As we know that dice has six numbers.
So, possible number of outcomes is,
S = { (1,1), (1,2), (1,3), ......... (6,4), (6,5), (6,6) }.

So, the total number of outcomes is n(S) = 6x6 = 36.
Let, outcomes with doublet be A.
So, A = { (1,1), (2,2), (3,3), (4,4), (5,5), (6,6) }.
So, the number of outcomes with doublet is n(A) = 6.
As, we know that,
Probability of getting a favourable outcome = $\dfrac{{{\text{Number of favourable outcomes}}}}{{{\text{Total number of outcomes}}}}$
So, probability of getting doublet P(A) $= {\text{ }}\dfrac{{{\text{n(A)}}}}{{{\text{n(S)}}}}$ $= {\text{ }}\dfrac{6}{{36}}{\text{ }} = {\text{ }}\dfrac{1}{6}$
Hence, the probability of getting a doublet will be $\dfrac{1}{6}$.

(2)
Let, B be the event of not getting successes.
Then, Probability of not getting success = 1 – Probability of getting success.
So, P(B) = 1 – P(A) = 1 – $\dfrac{1}{6}{\text{ = }}\dfrac{5}{6}$
Let, n be the number of times dice is thrown and that is 4.
Let X be the number of doublets.

So, throwing a pair of dice is a Bernoulli trial.
So, according to Bernoulli trial formula.
And, X has the binomial distribution.
P(X = x) = ${}^n{C_x}{q^{n - x}}{p^x}$

Where,
P(x) = probability of getting x successes.
x = number of successes.
n = number of times dice is thrown = 4
q = probability of not getting doublet = $\dfrac{5}{6}$
p = probability of getting doublet = $\dfrac{1}{6}$
And we need to find the probability of getting two successes.
So, x = 2

So, now putting the values in the binomial distribution. We will get,
P(x = 2) = ${}^4{C_2}{\left( {\dfrac{5}{6}} \right)^2}{\left( {\dfrac{1}{6}} \right)^2}$
P(x = 2) = $\dfrac{{4!}}{{2!*2!}}{\left( {\dfrac{5}{6}} \right)^2}{\left( {\dfrac{1}{6}} \right)^2}$
P(x = 2) = $6*\dfrac{{25}}{{36}}*\dfrac{1}{{36}} = \dfrac{{25}}{{216}}$
Hence, the probability of getting two successes will be $\dfrac{{25}}{{216}}$.

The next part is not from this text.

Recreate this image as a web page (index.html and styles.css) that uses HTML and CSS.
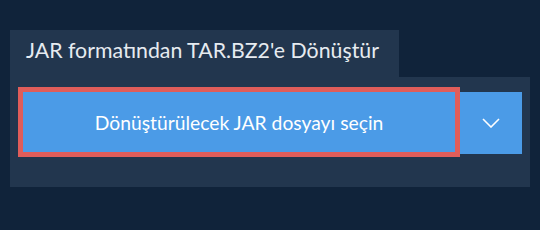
FILE: index.html
```html
<!DOCTYPE html>
<html lang="tr">
<head>
<meta charset="utf-8">
<link rel="stylesheet" href="styles.css">
</head>
<body>
<div class="wrap">
  <div class="tab">JAR formatından TAR.BZ2'e Dönüştür</div>
  <div class="panel">
    <div class="row">
      <button class="pick">Dönüştürülecek JAR dosyayı seçin</button>
      <button class="more" aria-label="more">
        <svg width="18" height="10" viewBox="0 0 18 10"><path d="M1 1 L9 9 L17 1" fill="none" stroke="#fff" stroke-width="1.6"/></svg>
      </button>
    </div>
  </div>
</div>
</body>
</html>
```
FILE: styles.css
```css
html, body {
  margin: 0;
  background: #10233a;
  font-family: Lato, "Noto Sans", sans-serif;
}
.wrap {
  padding: 30px 0 0 10px;
}
.tab {
  display: inline-block;
  box-sizing: border-box;
  height: 47px;
  width: 389px;
  padding: 0 16px;
  line-height: 41px;
  background: #22364e;
  color: #e6ebf0;
  font-size: 21.3px;
  white-space: nowrap;
}
.panel {
  width: 520px;
  height: 110px;
  box-sizing: border-box;
  background: #22364e;
  padding: 15px 8px 0 13px;
}
.row {
  display: flex;
  align-items: flex-start;
}
button {
  border: 0;
  margin: 0;
  padding: 0;
  background: #4b9be7;
  color: #fff;
  font-family: inherit;
  cursor: pointer;
}
.pick {
  width: 432px;
  height: 60px;
  outline: 5px solid #e05d5a;
  font-size: 19.3px;
}
.more {
  width: 62px;
  height: 62px;
  margin-left: 5px;
  display: flex;
  align-items: center;
  justify-content: center;
}
.more svg {
  display: block;
}
```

Note:- Whenever we come up with this type of problem then first, we will find the probability of getting favourable outcome and then we subtract that from 1, to get probability of not getting favourable outcome. After that we will apply Bernoulli trial to get the required probability.